Medicare Part B is medical insurance and provides coverage for the diagnosis and treatment of medical conditions, and some preventive services such as flu shots or cancer screening.
Medicare Advantage plans must provide coverage for the same benefits offered through original Medicare. However, Advantage HMOs may offer additional benefits, such as:
- eye care
- dental care
- health and wellness programs
In addition, if a person wants prescription drug coverage, Medicare Part D, they can get it through the HMO plan. However, a person cannot have Medicare Part D and an Advantage HMO plan at the same time.
A person must be enrolled in original Medicare to be eligible for an Advantage plan. For the HMO plan, a person must also live in the plan’s service area.
The Centers for Medicare and Medicaid Services (CMS) added two special enrollment periods for a person enrolled in an Advantage plan who has a consistent record of poor performance, or is having financial problems and the assets are held by a third party called receivership.
In addition, there are other eligibility requirements for a person with end stage renal disease (ESRD).
In 2020, people with ESRD are only eligible for an HMO Advantage plan if they enroll in a special needs plan (SNP), or previously enrolled in an HMO before the ESRD diagnosis.
From January 1, 2021, changes in the regulations mean that a person with ESRD can enroll in an Advantage plan during any valid enrollment period.
People can enroll in a Medicare Advantage plan, including a HMO plan, during several enrollment periods:
- The initial enrollment period (IEP) begins 3 months before the month a person turns 65, includes their birthday month, and ends 3 months after their birthday month.
- The general enrollment period (GEP)is from January 1 to March 31 every year during which a person can enroll in an Advantage plan if they have enrolled in original Medicare.
- During the Medicare Advantage open enrollment period (OEP) from October 15 to December 7, a person can join, switch, or drop an Advantage plan.
A person enrolled in an Advantage HMO plan must generally pay the premium for Medicare Part B, and a plan premium. However, some HMO plans help pay a percentage of the Medicare Part B premium.
HMOs usually have the lowest out-of-pocket costs. These can include premiums, deductibles, coinsurance, and copays.
- Advantage HMO plans may offer premium-free plans, or a person may have to pay the premium.
- A person has to pay the Medicare Part B monthly premium, which is $148.50 in 2021. Some plans cover the premium.
- The deductible for the HMP plan may be as low as zero, depending on the plan.
All HMO plans have an out-of-pocket maximum, although the amounts vary among plans.
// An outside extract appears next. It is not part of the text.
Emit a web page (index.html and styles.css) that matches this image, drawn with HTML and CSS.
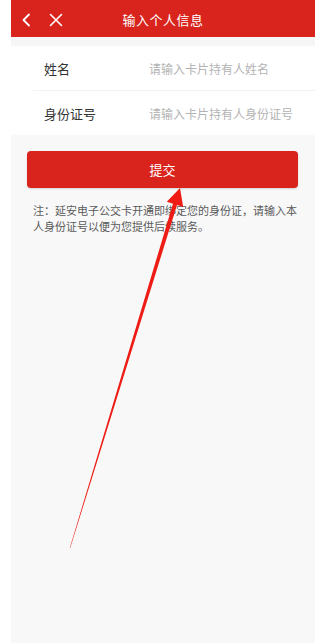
FILE: index.html
```html
<!DOCTYPE html>
<html lang="zh-CN">
<head>
    <meta charset="UTF-8">
    <meta name="viewport" content="width=device-width, initial-scale=1.0">
    <title>输入个人信息</title>
    <link rel="stylesheet" href="styles.css">
</head>
<body>
    <div id="app">
        <div class="header">
            <div class="header-icons">
                <svg class="icon" width="12" height="14" viewBox="0 0 12 14">
                    <path d="M8 1.5 L2.5 7 L8 12.5" fill="none" stroke="#fff" stroke-width="1.8" stroke-linecap="round" stroke-linejoin="round"/>
                </svg>
                <svg class="icon" width="14" height="14" viewBox="0 0 14 14">
                    <path d="M1.5 1.5 L12.5 12.5 M12.5 1.5 L1.5 12.5" fill="none" stroke="#fff" stroke-width="1.6" stroke-linecap="round"/>
                </svg>
            </div>
            <h1>输入个人信息</h1>
        </div>
        <div class="gap"></div>
        <div class="form">
            <div class="row">
                <span class="label">姓名</span>
                <input type="text" placeholder="请输入卡片持有人姓名">
            </div>
            <div class="row">
                <span class="label">身份证号</span>
                <input type="text" placeholder="请输入卡片持有人身份证号">
            </div>
        </div>
        <button class="submit-button">提交</button>
        <p class="note">注：延安电子公交卡开通即绑定您的身份证，请输入本人身份证号以便为您提供后续服务。</p>
    </div>
    <svg class="arrow" width="333" height="643" viewBox="0 0 333 643">
        <polygon points="180,188 183.2,207 177,205 70.2,548 69.8,548 173,203.8 166.8,201.8" fill="#ee1c14"/>
    </svg>
</body>
</html>
```

FILE: styles.css
```css
body {
    margin: 0;
    padding: 0;
    background-color: #ffffff;
    font-family: "Noto Sans CJK SC", "Noto Sans", sans-serif;
}
#app {
    width: 304px;
    margin-left: 11px;
    min-height: 643px;
    background-color: #f8f8f8;
}
.header {
    height: 37px;
    background-color: #d9241d;
    display: flex;
    align-items: center;
    justify-content: center;
    position: relative;
}
.header-icons {
    position: absolute;
    left: 10px;
    top: 13px;
    display: flex;
    align-items: center;
    gap: 16px;
}
.icon {
    display: block;
}
.header h1 {
    margin: 0;
    color: #ffffff;
    font-size: 13px;
    font-weight: normal;
    letter-spacing: 0.5px;
    padding-top: 2px;
}
.gap {
    height: 9px;
    background-color: #f6f6f6;
}
.form {
    background-color: #ffffff;
}
.row {
    height: 44px;
    display: flex;
    align-items: center;
    padding-left: 33px;
}
.row + .row {
    border-top: 1px solid #f2f2f2;
    margin-left: 22px;
    padding-left: 11px;
}
.label {
    width: 105px;
    font-size: 13px;
    color: #333333;
}
.row input {
    border: none;
    outline: none;
    background: none;
    padding: 0;
    font-family: inherit;
    font-size: 12px;
    color: #333333;
    width: 160px;
}
.row input::placeholder {
    color: #b3b3b3;
}
.submit-button {
    display: block;
    width: 271px;
    height: 37px;
    margin: 16px 0 0 16px;
    border: none;
    border-radius: 4px;
    background-color: #d9241d;
    color: #ffffff;
    font-family: inherit;
    font-size: 13px;
    box-shadow: 0 1px 2px rgba(0, 0, 0, 0.15);
}
.note {
    margin: 14px 16px 0 22px;
    font-size: 11px;
    line-height: 16px;
    color: #5a5a5a;
}
.arrow {
    position: absolute;
    left: 0;
    top: 0;
    pointer-events: none;
}
```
A person can check plan costs and other details using this online tool.
Medicare Advantage plans combine the benefits of original Medicare (Part A and Part B), and may offer prescription drug coverage.
Among several other Advantage plans, a HMO plan generally has lower out-of-pocket expenses. Healthcare is given by in-network providers, although emergency services can be covered out-of-network.